About 60 million credit cards are stuffed into the wallets and purses of UK consumers. Meanwhile, about one in four Brits takes out a personal loan each year. It’s clear, then, that both are common and popular ways to get access to finance. But how do you know which is best for you?
If you’re eyeing up both potential avenues, here’s what you need to consider:
Credit cards: The pros and cons
Credit cards are used in a few different ways. They are great for consumers who want to make a purchase in a store or online and defer that payment until later in the month. So, for example, you could pop the cost of that too-good-to-miss bargain new television ‘on the plastic’ and then transfer the money from your current account on payday.
They also often come with interest free periods at the start. Say, therefore, you purchase a £2,500 holiday on a credit card with a 24-month interest free period – you could pay just over £100 a month and clear this without accruing a penny of interest.
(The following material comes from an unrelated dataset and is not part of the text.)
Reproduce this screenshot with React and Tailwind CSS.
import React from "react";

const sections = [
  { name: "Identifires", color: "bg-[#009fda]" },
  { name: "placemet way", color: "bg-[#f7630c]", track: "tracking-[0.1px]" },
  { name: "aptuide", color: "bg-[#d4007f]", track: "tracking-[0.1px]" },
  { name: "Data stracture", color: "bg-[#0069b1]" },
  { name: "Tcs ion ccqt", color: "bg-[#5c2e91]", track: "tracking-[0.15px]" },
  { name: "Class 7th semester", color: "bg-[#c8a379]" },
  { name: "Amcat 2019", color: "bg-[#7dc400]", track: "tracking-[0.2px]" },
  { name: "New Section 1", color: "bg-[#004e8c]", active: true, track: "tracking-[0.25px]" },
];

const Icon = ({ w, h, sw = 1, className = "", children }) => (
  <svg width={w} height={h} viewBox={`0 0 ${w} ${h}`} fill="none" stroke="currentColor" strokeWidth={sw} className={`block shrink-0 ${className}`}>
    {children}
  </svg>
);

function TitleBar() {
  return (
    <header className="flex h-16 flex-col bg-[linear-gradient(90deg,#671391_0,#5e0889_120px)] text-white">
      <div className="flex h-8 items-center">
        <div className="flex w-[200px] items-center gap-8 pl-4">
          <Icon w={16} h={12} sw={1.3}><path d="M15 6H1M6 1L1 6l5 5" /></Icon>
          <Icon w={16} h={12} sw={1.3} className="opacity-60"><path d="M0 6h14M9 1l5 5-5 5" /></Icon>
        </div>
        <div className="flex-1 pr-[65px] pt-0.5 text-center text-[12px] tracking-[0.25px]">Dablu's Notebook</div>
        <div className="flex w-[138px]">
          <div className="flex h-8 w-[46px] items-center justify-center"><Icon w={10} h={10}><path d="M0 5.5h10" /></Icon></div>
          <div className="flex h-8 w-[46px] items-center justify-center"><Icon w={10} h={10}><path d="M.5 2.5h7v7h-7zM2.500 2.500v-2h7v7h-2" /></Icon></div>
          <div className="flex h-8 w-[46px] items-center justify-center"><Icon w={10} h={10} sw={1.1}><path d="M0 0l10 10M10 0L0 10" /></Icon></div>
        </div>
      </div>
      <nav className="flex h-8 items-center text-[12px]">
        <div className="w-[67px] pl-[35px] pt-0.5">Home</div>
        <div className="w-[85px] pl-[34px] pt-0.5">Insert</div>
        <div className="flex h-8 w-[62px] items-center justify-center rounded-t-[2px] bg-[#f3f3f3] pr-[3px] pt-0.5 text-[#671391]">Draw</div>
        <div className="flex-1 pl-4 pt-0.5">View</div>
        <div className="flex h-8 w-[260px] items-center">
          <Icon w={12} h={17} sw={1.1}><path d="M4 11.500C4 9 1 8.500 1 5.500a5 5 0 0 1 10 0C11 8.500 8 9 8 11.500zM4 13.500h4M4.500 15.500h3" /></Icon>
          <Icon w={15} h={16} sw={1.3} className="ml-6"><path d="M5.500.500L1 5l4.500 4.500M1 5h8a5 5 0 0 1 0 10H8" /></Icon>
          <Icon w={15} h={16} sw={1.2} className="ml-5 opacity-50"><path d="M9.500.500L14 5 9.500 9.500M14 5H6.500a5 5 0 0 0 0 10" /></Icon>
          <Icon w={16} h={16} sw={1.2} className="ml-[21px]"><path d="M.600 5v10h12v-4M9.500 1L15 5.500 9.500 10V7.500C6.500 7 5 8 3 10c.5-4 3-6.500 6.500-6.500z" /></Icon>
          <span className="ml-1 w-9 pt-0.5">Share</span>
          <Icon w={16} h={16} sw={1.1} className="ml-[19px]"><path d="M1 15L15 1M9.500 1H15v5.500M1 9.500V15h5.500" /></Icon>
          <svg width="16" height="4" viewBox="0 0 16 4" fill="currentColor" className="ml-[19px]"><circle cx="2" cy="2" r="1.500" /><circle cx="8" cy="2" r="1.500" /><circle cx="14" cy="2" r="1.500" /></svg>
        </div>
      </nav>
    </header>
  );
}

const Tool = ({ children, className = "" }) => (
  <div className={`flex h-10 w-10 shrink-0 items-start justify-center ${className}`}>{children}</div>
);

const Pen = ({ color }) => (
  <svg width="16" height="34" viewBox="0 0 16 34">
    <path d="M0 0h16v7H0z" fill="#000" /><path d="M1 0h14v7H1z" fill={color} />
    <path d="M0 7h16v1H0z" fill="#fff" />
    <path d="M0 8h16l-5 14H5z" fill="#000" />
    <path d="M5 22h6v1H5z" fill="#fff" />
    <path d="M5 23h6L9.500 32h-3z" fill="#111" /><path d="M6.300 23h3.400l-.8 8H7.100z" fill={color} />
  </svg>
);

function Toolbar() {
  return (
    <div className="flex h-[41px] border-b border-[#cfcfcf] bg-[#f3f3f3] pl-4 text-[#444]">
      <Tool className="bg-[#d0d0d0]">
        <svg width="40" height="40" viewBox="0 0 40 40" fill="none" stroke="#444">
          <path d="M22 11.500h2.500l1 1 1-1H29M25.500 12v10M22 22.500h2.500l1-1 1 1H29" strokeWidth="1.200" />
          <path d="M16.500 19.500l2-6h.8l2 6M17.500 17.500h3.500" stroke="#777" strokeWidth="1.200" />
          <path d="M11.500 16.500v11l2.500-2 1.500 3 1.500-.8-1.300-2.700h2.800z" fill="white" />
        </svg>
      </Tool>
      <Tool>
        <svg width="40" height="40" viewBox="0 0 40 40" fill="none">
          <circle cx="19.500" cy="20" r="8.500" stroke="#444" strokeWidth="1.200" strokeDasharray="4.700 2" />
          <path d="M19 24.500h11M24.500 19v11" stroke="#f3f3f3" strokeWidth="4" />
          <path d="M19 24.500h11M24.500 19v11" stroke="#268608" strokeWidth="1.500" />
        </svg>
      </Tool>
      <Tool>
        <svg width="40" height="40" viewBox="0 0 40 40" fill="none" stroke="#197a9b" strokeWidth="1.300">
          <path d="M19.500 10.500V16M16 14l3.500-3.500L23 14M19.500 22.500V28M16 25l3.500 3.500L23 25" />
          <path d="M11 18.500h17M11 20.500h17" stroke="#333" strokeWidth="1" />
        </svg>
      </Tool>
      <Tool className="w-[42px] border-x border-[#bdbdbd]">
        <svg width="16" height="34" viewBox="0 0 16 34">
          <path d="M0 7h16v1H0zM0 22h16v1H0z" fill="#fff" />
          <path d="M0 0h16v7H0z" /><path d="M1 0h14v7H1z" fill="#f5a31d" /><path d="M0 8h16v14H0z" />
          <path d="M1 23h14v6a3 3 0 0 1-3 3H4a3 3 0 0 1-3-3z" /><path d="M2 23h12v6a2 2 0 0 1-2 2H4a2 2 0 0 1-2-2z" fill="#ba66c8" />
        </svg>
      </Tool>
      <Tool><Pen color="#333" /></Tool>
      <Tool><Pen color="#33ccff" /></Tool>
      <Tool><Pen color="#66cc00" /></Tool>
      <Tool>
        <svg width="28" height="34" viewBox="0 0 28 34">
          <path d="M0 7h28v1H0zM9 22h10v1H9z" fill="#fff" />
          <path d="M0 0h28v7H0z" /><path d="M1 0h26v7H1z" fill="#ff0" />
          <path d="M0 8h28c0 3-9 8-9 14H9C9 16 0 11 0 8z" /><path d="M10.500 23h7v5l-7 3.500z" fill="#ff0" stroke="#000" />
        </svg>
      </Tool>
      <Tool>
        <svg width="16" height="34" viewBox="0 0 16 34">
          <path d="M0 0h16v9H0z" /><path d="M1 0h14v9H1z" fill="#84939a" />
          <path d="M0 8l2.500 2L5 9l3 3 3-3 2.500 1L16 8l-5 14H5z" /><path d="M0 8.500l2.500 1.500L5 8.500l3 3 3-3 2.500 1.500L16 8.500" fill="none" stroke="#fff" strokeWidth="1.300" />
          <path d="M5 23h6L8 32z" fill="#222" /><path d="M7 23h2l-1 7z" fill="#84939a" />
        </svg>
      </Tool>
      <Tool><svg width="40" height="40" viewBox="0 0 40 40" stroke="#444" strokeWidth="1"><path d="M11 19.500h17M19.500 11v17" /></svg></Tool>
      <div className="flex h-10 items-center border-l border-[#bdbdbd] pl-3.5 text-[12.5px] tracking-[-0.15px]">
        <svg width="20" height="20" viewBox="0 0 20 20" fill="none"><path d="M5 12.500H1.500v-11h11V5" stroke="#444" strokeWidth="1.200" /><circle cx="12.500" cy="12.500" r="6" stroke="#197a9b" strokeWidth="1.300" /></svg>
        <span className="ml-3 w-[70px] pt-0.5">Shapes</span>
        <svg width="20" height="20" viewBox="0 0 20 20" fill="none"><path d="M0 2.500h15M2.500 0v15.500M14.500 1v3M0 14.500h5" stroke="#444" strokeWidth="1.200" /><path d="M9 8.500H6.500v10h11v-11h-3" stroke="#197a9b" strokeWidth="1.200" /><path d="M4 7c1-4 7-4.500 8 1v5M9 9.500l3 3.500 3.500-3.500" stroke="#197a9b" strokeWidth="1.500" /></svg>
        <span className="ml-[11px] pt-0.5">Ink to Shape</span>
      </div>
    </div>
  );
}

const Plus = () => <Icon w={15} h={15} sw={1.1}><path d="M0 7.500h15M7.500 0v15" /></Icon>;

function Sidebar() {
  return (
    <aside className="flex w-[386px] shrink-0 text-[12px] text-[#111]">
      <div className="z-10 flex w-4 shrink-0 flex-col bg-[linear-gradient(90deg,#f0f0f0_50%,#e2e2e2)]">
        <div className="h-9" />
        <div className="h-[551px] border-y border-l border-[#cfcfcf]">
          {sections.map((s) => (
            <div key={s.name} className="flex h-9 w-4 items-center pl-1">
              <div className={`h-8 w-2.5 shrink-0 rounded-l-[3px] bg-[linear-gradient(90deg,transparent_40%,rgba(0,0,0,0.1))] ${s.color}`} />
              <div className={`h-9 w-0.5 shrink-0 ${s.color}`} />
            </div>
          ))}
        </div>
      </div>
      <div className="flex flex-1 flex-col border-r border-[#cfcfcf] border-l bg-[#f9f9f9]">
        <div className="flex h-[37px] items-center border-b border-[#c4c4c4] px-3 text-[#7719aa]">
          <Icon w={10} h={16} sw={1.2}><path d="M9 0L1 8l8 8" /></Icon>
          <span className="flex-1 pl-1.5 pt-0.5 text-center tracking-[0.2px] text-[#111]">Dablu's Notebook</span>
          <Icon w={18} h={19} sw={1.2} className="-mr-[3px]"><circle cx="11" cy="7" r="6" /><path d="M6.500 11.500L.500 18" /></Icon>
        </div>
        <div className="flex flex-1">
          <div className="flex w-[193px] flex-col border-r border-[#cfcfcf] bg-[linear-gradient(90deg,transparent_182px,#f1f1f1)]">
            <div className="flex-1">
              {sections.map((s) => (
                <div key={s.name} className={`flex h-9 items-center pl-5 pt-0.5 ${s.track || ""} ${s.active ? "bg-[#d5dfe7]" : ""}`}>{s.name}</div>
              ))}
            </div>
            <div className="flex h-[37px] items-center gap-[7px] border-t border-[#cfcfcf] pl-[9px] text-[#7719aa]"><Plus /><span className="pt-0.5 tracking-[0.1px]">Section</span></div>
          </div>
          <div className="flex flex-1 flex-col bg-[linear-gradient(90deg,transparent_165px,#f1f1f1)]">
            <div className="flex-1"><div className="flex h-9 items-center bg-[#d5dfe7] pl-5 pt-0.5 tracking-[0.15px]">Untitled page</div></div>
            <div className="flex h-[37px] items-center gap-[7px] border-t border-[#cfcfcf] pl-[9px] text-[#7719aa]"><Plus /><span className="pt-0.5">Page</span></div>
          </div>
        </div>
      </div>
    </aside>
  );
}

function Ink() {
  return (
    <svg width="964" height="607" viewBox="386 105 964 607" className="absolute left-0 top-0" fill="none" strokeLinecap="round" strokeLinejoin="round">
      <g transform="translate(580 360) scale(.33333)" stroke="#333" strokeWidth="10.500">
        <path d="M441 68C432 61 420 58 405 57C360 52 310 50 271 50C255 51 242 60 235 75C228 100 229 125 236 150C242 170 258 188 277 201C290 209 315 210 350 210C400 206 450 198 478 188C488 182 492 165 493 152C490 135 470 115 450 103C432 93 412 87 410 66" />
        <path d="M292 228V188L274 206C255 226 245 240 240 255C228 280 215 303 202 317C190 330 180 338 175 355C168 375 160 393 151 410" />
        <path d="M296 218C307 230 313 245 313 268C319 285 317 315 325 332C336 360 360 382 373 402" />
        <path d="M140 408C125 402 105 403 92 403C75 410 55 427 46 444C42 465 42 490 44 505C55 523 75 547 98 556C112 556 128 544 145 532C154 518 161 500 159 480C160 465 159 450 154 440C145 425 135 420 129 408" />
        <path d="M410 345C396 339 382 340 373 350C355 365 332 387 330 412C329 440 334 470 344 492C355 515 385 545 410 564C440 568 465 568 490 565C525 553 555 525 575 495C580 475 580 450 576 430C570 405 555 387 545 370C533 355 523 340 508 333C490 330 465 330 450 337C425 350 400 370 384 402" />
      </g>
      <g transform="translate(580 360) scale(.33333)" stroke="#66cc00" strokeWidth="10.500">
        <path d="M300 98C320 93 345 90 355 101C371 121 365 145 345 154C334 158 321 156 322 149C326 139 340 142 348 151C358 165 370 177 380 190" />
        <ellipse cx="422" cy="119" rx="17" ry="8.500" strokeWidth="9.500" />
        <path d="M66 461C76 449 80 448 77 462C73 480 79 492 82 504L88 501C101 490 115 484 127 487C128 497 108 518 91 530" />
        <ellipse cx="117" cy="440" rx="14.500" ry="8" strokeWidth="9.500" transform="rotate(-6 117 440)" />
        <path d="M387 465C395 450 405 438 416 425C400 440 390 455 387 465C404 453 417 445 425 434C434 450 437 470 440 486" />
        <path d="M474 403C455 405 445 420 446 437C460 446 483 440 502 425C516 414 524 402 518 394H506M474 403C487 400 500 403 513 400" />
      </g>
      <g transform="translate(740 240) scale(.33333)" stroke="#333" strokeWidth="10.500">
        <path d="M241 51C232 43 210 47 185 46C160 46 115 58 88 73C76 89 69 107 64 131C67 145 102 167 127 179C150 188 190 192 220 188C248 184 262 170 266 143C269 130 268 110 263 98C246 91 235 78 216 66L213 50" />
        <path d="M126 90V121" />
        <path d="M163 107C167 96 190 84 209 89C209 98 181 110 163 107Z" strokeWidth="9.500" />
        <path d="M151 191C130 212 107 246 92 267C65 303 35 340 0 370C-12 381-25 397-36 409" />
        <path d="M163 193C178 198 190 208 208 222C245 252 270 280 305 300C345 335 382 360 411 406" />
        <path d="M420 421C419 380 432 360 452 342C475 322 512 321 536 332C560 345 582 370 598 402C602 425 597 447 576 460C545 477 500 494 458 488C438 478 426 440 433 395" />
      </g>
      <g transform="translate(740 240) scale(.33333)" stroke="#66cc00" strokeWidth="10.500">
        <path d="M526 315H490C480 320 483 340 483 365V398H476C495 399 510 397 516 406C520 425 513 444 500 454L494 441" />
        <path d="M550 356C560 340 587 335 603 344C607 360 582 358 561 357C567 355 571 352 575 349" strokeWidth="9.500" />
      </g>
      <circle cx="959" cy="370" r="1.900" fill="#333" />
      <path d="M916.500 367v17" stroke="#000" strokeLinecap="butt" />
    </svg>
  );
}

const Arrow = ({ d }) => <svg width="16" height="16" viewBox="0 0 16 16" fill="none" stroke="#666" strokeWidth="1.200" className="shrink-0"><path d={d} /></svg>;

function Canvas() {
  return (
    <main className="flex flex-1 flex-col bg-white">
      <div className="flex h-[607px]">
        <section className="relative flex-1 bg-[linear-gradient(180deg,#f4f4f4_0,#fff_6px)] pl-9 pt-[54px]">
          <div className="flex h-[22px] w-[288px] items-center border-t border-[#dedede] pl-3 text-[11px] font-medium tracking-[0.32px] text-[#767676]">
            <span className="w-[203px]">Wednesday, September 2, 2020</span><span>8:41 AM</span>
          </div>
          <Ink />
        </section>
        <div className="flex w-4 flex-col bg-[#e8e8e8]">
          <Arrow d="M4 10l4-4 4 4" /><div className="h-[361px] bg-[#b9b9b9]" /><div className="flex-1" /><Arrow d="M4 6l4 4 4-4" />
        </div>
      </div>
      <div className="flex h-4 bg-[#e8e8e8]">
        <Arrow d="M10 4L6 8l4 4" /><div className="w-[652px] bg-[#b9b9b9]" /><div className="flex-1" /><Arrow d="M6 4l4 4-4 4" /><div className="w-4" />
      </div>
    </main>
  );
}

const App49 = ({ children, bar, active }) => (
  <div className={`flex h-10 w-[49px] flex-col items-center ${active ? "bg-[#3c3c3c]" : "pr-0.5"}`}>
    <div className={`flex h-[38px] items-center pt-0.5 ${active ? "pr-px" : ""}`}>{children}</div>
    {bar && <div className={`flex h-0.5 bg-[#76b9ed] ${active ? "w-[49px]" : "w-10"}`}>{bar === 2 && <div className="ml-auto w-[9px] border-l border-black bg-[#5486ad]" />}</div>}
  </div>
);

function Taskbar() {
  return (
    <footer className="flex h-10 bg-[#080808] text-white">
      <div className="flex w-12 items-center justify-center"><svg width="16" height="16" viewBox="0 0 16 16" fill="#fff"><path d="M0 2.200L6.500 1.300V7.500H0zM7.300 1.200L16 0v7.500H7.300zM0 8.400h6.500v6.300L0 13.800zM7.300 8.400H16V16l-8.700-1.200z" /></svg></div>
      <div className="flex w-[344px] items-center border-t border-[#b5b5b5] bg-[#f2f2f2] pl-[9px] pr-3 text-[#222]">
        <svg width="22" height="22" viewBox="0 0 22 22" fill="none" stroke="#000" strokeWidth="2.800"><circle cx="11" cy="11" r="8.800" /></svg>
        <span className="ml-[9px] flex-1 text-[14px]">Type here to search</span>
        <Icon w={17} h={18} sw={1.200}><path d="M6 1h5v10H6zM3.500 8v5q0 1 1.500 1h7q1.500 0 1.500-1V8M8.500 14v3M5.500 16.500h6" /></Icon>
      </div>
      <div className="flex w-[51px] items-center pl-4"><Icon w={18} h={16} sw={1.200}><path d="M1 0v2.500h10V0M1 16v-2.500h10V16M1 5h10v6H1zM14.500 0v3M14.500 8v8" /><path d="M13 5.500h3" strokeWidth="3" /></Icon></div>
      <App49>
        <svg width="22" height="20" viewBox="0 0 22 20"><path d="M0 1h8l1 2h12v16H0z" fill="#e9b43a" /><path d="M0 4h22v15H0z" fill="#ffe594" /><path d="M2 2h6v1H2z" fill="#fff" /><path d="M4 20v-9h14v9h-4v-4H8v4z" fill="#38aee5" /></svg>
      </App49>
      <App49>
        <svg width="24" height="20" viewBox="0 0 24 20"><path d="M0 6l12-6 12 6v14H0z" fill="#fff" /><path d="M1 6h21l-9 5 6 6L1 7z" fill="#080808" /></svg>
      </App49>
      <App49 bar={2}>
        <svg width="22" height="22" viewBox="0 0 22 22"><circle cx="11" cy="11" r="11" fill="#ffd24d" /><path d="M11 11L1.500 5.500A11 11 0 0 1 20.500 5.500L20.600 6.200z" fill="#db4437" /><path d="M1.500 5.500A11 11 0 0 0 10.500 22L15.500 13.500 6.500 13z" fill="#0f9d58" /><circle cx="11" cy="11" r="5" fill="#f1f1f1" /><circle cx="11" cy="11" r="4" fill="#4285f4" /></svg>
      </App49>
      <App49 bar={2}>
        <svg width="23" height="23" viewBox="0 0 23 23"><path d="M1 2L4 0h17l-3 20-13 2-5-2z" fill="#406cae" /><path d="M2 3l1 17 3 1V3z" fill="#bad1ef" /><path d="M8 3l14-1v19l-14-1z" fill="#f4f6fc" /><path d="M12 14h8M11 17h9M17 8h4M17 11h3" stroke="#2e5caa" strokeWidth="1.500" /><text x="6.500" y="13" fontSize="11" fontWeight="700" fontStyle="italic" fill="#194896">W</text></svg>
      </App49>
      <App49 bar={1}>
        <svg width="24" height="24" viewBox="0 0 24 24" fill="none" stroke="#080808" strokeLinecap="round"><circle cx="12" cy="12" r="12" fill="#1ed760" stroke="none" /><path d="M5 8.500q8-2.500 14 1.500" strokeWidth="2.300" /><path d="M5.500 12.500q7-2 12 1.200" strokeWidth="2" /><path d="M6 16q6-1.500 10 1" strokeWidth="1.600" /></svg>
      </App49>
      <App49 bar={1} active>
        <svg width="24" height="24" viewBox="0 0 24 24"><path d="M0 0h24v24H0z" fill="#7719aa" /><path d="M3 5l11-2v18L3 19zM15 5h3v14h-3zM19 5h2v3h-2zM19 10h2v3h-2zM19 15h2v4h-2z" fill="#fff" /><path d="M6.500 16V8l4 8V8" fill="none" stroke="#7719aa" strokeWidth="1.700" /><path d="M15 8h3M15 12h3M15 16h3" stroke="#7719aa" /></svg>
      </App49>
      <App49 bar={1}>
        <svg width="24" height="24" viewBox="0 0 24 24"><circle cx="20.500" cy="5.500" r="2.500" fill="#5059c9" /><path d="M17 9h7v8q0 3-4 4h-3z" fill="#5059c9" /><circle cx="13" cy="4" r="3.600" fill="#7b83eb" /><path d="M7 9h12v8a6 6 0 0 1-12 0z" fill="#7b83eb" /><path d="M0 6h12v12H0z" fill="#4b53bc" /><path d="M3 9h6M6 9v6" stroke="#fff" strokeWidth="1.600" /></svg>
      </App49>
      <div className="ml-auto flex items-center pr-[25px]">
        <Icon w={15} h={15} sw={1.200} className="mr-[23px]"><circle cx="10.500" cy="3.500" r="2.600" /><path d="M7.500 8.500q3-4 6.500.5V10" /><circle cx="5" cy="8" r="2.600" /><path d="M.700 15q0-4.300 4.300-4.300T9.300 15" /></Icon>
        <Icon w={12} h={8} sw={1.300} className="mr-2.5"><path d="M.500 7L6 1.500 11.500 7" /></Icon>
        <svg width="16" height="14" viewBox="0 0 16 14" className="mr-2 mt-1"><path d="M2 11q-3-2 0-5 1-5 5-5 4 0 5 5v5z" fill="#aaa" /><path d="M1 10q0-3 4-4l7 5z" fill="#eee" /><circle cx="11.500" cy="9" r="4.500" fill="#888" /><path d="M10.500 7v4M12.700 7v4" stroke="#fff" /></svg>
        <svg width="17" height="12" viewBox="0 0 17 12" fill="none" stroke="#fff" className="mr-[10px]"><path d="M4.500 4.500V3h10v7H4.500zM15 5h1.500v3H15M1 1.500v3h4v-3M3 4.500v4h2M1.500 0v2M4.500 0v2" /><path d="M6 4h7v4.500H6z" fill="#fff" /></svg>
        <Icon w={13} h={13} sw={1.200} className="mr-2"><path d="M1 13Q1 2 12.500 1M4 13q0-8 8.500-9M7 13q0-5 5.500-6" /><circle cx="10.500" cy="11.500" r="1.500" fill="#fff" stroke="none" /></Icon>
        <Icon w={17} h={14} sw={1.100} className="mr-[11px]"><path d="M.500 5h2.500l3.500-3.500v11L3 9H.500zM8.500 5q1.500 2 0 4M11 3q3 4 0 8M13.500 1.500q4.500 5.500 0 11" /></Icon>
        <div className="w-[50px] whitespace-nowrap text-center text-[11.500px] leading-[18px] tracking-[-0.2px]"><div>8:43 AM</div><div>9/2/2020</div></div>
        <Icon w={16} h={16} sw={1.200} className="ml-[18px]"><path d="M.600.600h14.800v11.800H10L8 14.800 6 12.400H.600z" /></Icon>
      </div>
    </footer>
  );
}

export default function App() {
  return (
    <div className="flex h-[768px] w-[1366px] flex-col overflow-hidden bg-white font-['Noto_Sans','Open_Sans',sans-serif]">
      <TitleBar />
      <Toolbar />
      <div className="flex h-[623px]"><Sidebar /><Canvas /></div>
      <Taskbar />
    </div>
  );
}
Credit cards also, as The Mirror points out, offer a low cost way of transferring funds into your account.
On the flip side you need to consider the fact that once the ‘honeymoon’ interest free period ends, interest rates can be higher than other forms of finance. Once this ends you will be told the minimum amount you must pay each month, but falling into the trap of just paying this will barely chip away at the total debt.
Because they have a spending ‘limit’, it’s easy to keep adding to the amount you owe, with extra purchases. It’s also unlikely that a credit card will allow you to spend more than about £5,000 – making it unsuitable for some of the more expensive purchases you’ll need to make.
Loans: The pros and cons
Loans, on the other hand, can typically provide you with access of up to £25,000 – the sort of money you need to be able to extend your house, bail you out in an emergency or consolidate your debts if you’re in big trouble.
With a huge number of lenders in the market, you can shop around and get a pretty low interest rate too and agree to make your payments over a period of time that suits you, rather than rushing to complete your repayments in a relatively short interest free period.
It’s also worth noting, as Avant Credit does, that paying off an installment loan in full and on time will help with building credit to deliver you a better rating in the future. Credit cards can help with that too – but with changing minimum payments and the potential to spend more they can be harder to manage.
The negatives are, in essence, the strengths of the credit card. There is no interest free period and not the same benefit for money transfer. Plus, you don’t have a ‘limit’ to spend up to, once it’s gone, it’s gone.
In short, smaller short-term spending is probably better on a credit card whereas a medium-to-long-term plan to pay off a bigger figure is best achieved through a loan.
You do need to bear in mind your own circumstances as well, however. The amount you need, the amount you can afford to pay and the current state of play when it comes to your accounts are all equally important to consider.